Successfully challenging a will in Ohio and throughout the country is difficult because courts work on the assumption that the will conveys the wishes of the testator, or creator, and that person is no longer able to express their wishes in any other way. When a will challenge is successful, it is usually brought by a spouse and is on the grounds that either the testator was unduly influenced by someone else or was too mentally incapacitated to produce a valid will.
A person must be of testamentary capacity to make a valid will. This means the person is over the age of 18 and understands what they are doing. The person must understand the value of their property and who the beneficiaries are. In addition, they can't be manipulated into creating the will or leaving certain items to certain people.
Another way to challenge a will includes being able to show that the document is a forgery or that there are not sufficient witnesses. In some cases, a will may be found that is newer. A will is valid anywhere that the testator dies as long as it is valid in their resident state.

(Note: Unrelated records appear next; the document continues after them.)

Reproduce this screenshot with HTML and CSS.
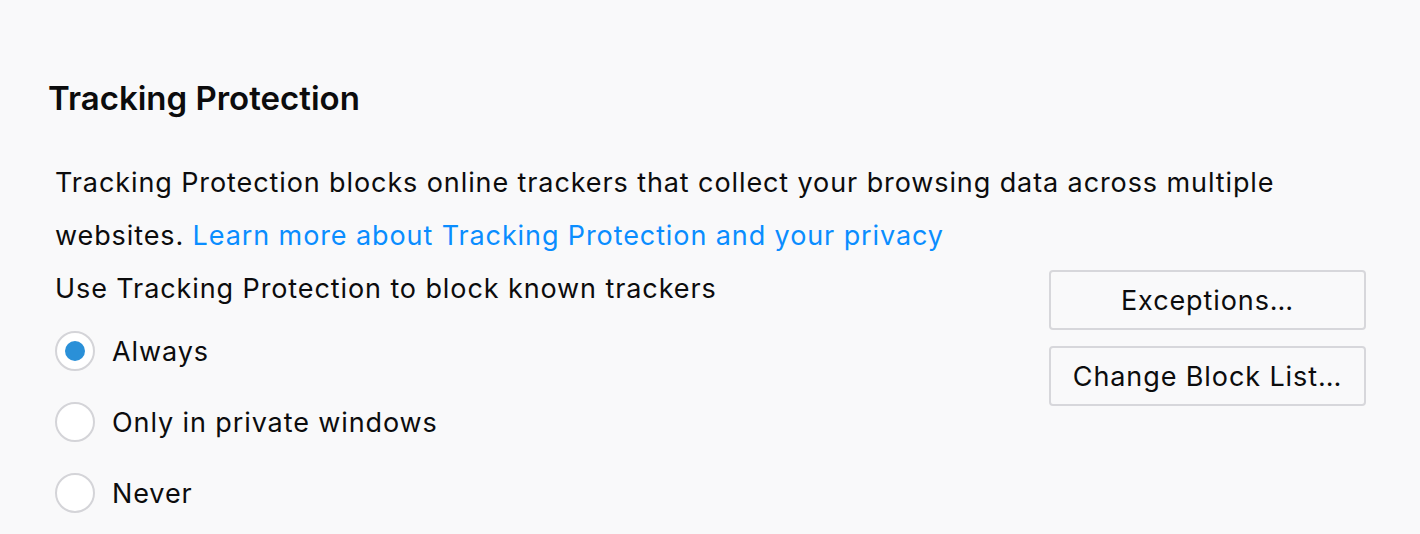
FILE: index.html
```html
<!DOCTYPE html>
<html lang="en">
<head>
    <meta charset="UTF-8">
    <title>Tracking Protection</title>
    <link rel="stylesheet" href="styles.css">
</head>
<body>
    <section class="prefs-group">
        <h2 class="group-title">Tracking Protection</h2>
        <div class="group-body">
            <p class="description">Tracking Protection blocks online trackers that collect your browsing data across multiple websites. <a href="#" class="learn-more">Learn more about Tracking Protection and your privacy</a></p>
            <div class="options-row">
                <div class="options">
                    <div class="options-label">Use Tracking Protection to block known trackers</div>
                    <label class="radio">
                        <input type="radio" name="tracking" value="always" checked>
                        <span class="radio-mark"></span>
                        <span>Always</span>
                    </label>
                    <label class="radio">
                        <input type="radio" name="tracking" value="private">
                        <span class="radio-mark"></span>
                        <span>Only in private windows</span>
                    </label>
                    <label class="radio">
                        <input type="radio" name="tracking" value="never">
                        <span class="radio-mark"></span>
                        <span>Never</span>
                    </label>
                </div>
                <div class="actions">
                    <button class="btn">Exceptions…</button>
                    <button class="btn">Change Block List…</button>
                </div>
            </div>
        </div>
    </section>
</body>
</html>
```

FILE: styles.css
```css
body {
    margin: 0;
    background-color: #f9f9fa;
    color: #0c0c0d;
    font-family: Inter, "Noto Sans", sans-serif;
}
.prefs-group {
    padding: 77px 54px 0 48px;
}
.group-title {
    margin: 0;
    font-size: 33px;
    font-weight: 600;
    line-height: 42px;
}
.group-body {
    margin-top: 37px;
    padding-left: 7px;
    font-size: 27px;
    letter-spacing: 0.9px;
}
.description {
    margin: 0;
    line-height: 53px;
    max-width: 1240px;
}
.learn-more {
    color: #0a8dff;
    text-decoration: none;
}
.options-row {
    display: flex;
    justify-content: space-between;
    align-items: flex-start;
}
.options-label {
    line-height: 54px;
}
.radio {
    display: flex;
    align-items: center;
    gap: 17px;
    height: 70px;
    margin-bottom: 1px;
}
.radio input {
    display: none;
}
.radio-mark {
    width: 36px;
    height: 36px;
    border: 2px solid #d4d4d8;
    border-radius: 50%;
    background: #fff;
    display: flex;
    align-items: center;
    justify-content: center;
}
.radio input:checked + .radio-mark::after {
    content: "";
    width: 20px;
    height: 20px;
    border-radius: 50%;
    background: #2a90d8;
}
.actions {
    display: flex;
    flex-direction: column;
    gap: 16px;
    margin-top: 8px;
}
.btn {
    width: 317px;
    height: 60px;
    border: 2px solid #d7d7db;
    border-radius: 4px;
    background: #f9f9fa;
    color: #0c0c0d;
    font-family: inherit;
    font-size: 27px;
    letter-spacing: 0.9px;
}
```
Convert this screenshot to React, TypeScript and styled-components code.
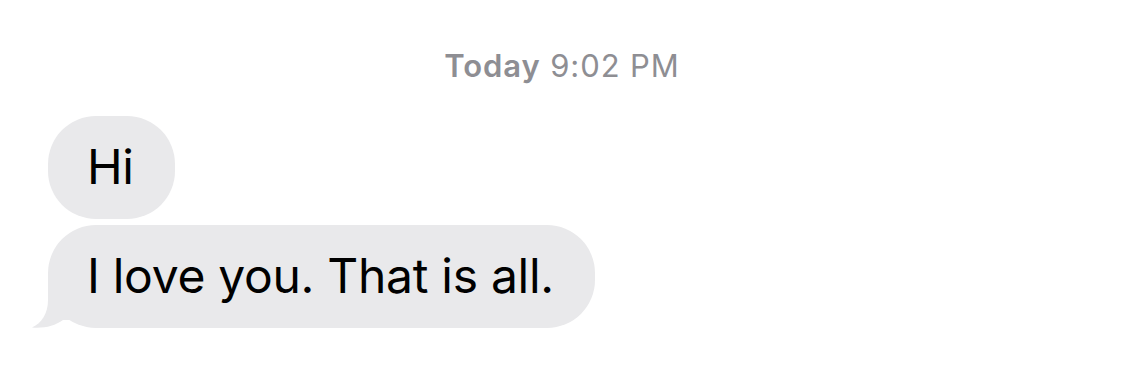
import React from "react";
import styled, { createGlobalStyle } from "styled-components";

const Global = createGlobalStyle`
  html, body { margin: 0; padding: 0; background: #ffffff; }
  body { font-family: "Inter", "Noto Sans", sans-serif; -webkit-font-smoothing: antialiased; }
`;

const Thread = styled.main`
  width: 1124px;
  height: 374px;
  box-sizing: border-box;
  padding: 46px 0 0 48px;
  display: flex;
  flex-direction: column;
  overflow: hidden;
`;

const Stamp = styled.div`
  align-self: center;
  margin-left: -48px;
  font-size: 31px;
  line-height: 40px;
  color: #8e8e93;
  letter-spacing: 0.9px;
  margin-bottom: 30px;
  & b { font-weight: 600; }
`;

const Group = styled.div`
  display: flex;
  flex-direction: column;
  align-items: flex-start;
  gap: 6px;
`;

const Bubble = styled.div`
  position: relative;
  background: #e9e9eb;
  color: #000;
  font-size: 48px;
  line-height: 60px;
  padding: 21px 41px 22px 39px;
  border-radius: 48px;
  letter-spacing: -0.3px;
`;

const Tail = styled.svg`
  position: absolute;
  left: -17px;
  bottom: 0;
  width: 44px;
  height: 52px;
`;

export default function App() {
  return (
    <>
      <Global />
      <Thread>
        <Stamp>
          <b>Today</b> 9:02 PM
        </Stamp>
        <Group>
          <Bubble>Hi</Bubble>
          <Bubble>
            I love you. That is all.
            <Tail viewBox="0 0 44 52" aria-hidden="true">
              <path
                d="M17 0 L17 24 C17 37 11 47 1 51.5 C13 52.5 24 50 32 44 L44 44 L44 0 Z"
                fill="#e9e9eb"
              />
            </Tail>
          </Bubble>
        </Group>
      </Thread>
    </>
  );
}
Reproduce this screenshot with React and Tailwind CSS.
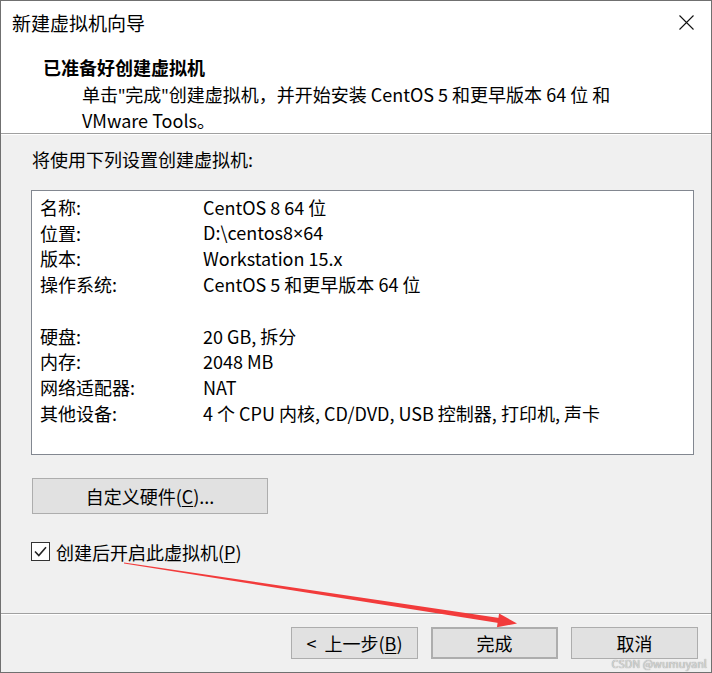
import React from "react";

const Latin = ({ children }) => <span className="font-['Noto_Sans',sans-serif]">{children}</span>;

const rows = [
    ["名称:", "CentOS 8 64 位"],
    ["位置:", <>D:\centos8<Latin>×</Latin>64</>],
    ["版本:", "Workstation 15.x"],
    ["操作系统:", "CentOS 5 和更早版本 64 位"],
    [null, null],
    ["硬盘:", "20 GB, 拆分"],
    ["内存:", "2048 MB"],
    ["网络适配器:", "NAT"],
    ["其他设备:", "4 个 CPU 内核, CD/DVD, USB 控制器, 打印机, 声卡"],
];

// Red annotation arrow drawn over the dialog
const Arrow = () => (
    <svg className="absolute left-0 top-0 pointer-events-none" width="712" height="673">
        <polygon points="123,561.6 123,562.6 497.6,622 498.4,617" fill="#f23b3b" />
        <polygon points="516,622.5 498.1,612.4 495.9,626.2" fill="#f23b3b" />
    </svg>
);

const Button = ({ children, className = "" }) => (
    <div className={`flex items-center justify-center bg-[#e1e1e1] border border-[#adadad] text-[18px] text-[#000] ${className}`}>
        {children}
    </div>
);

export default function App() {
    return (
        <div className="relative w-[712px] h-[673px] flex flex-col border border-[#707070] bg-[#f0f0f0] font-['Noto_Sans_CJK_SC',sans-serif] text-[18px] text-black overflow-hidden">

            {/* Title bar + header */}
            <div className="bg-white border-b border-[#a0a0a0] h-[133px] flex flex-col">
                <div className="h-[43px] flex items-center justify-between pl-[11px] pr-[17px]">
                    <span className="text-[19px] leading-none">新建虚拟机向导</span>
                    <svg width="15" height="15" viewBox="0 0 15 15">
                        <path d="M0.5 0.5 L14.5 14.5 M14.5 0.5 L0.5 14.5" stroke="#111" strokeWidth="1.1" />
                    </svg>
                </div>
                <div className="pl-[42px] pt-[10px] font-bold leading-[26px]">已准备好创建虚拟机</div>
                <div className="pl-[81px] pt-[2px] leading-[25px] pr-[60px]">
                    <div>单击<Latin>"</Latin>完成<Latin>"</Latin>创建虚拟机，并开始安装 CentOS 5 和更早版本 64 位 和</div>
                    <div>VMware Tools。</div>
                </div>
            </div>
            <div className="h-px bg-white" />

            {/* Body */}
            <div className="flex-1 flex flex-col pl-[30px] pr-[17px]">
                <div className="pl-[1px] pt-[12px] leading-[24px]">将使用下列设置创建虚拟机:</div>
                <div className="mt-[19px] h-[265px] bg-white border border-[#828790] pl-[8px] pt-[3px]">
                    {rows.map(([label, value], i) => (
                        <div key={i} className="flex h-[25.75px] items-center leading-none">
                            <span className="w-[163px] shrink-0">{label}</span>
                            <span>{value}</span>
                        </div>
                    ))}
                </div>
                <Button className="mt-[23px] ml-[1px] w-[236px] h-[36px]">
                    <span>自定义硬件(<span className="underline underline-offset-2">C</span>)...</span>
                </Button>
                <div className="mt-[28px] flex items-center">
                    <div className="w-[19px] h-[19px] border border-[#333] bg-white flex items-center justify-center">
                        <svg width="15" height="15" viewBox="0 0 15 15">
                            <path d="M2 7.5 L5.8 11.5 L13 3.2" stroke="#222" strokeWidth="1.6" fill="none" />
                        </svg>
                    </div>
                    <span className="ml-[6px] leading-none">
                        创建后开启此虚拟机(<span className="underline underline-offset-2">P</span>)
                    </span>
                </div>
            </div>

            {/* Footer */}
            <div className="border-t border-[#a0a0a0]">
                <div className="h-px bg-white" />
                <div className="h-[57px] flex items-start justify-end gap-[13px] pt-[12px] pr-[13px]">
                    <Button className="w-[127px] h-[32px]">
                        <span>&lt;&nbsp; 上一步(<span className="underline underline-offset-2">B</span>)</span>
                    </Button>
                    <Button className="w-[127px] h-[32px] border-2 border-[#0078d7]">完成</Button>
                    <Button className="relative w-[127px] h-[32px]">
                        取消
                        <span className="absolute right-[-10px] bottom-[-11px] text-[11px] leading-none text-[#d8d8d8] [text-shadow:0_0_1px_#777]">
                            CSDN @wumuyanl
                        </span>
                    </Button>
                </div>
            </div>

            <Arrow />
        </div>
    );
}
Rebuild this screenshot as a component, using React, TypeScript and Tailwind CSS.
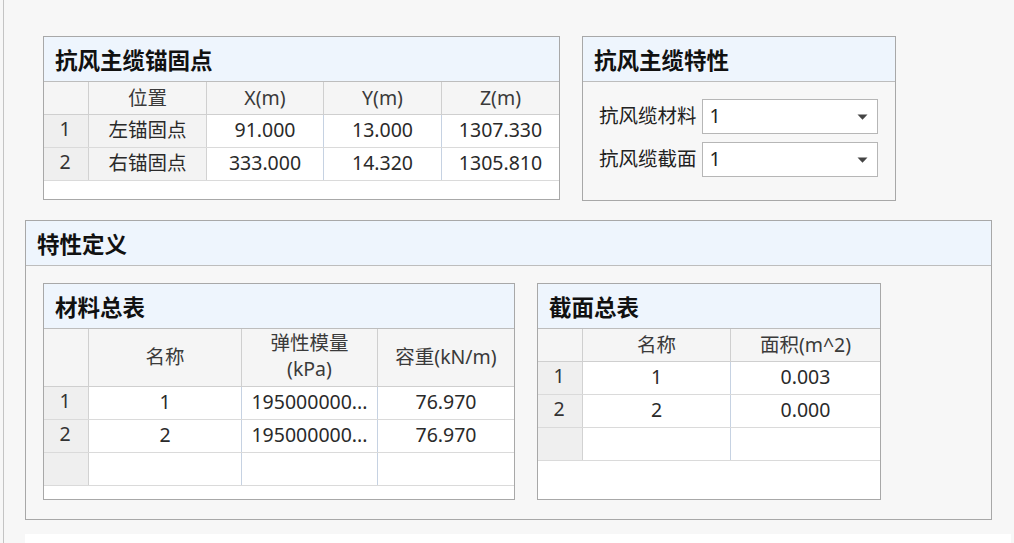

A person who is creating a will might want to discuss any concerns about the will being challenged with an attorney. For example, if the person wants to disinherit some people, this may need to be specifically mentioned in the will. A person may also be able to reduce the likelihood of challenges by discussing their wishes and their estate plan with their family. This may help eliminate any misunderstandings about a person's wishes. An attorney may be able to help ensure that the will is accurate in a legal sense. Without an attorney's assistance, a person might make errors in legal language that could make a will unclear.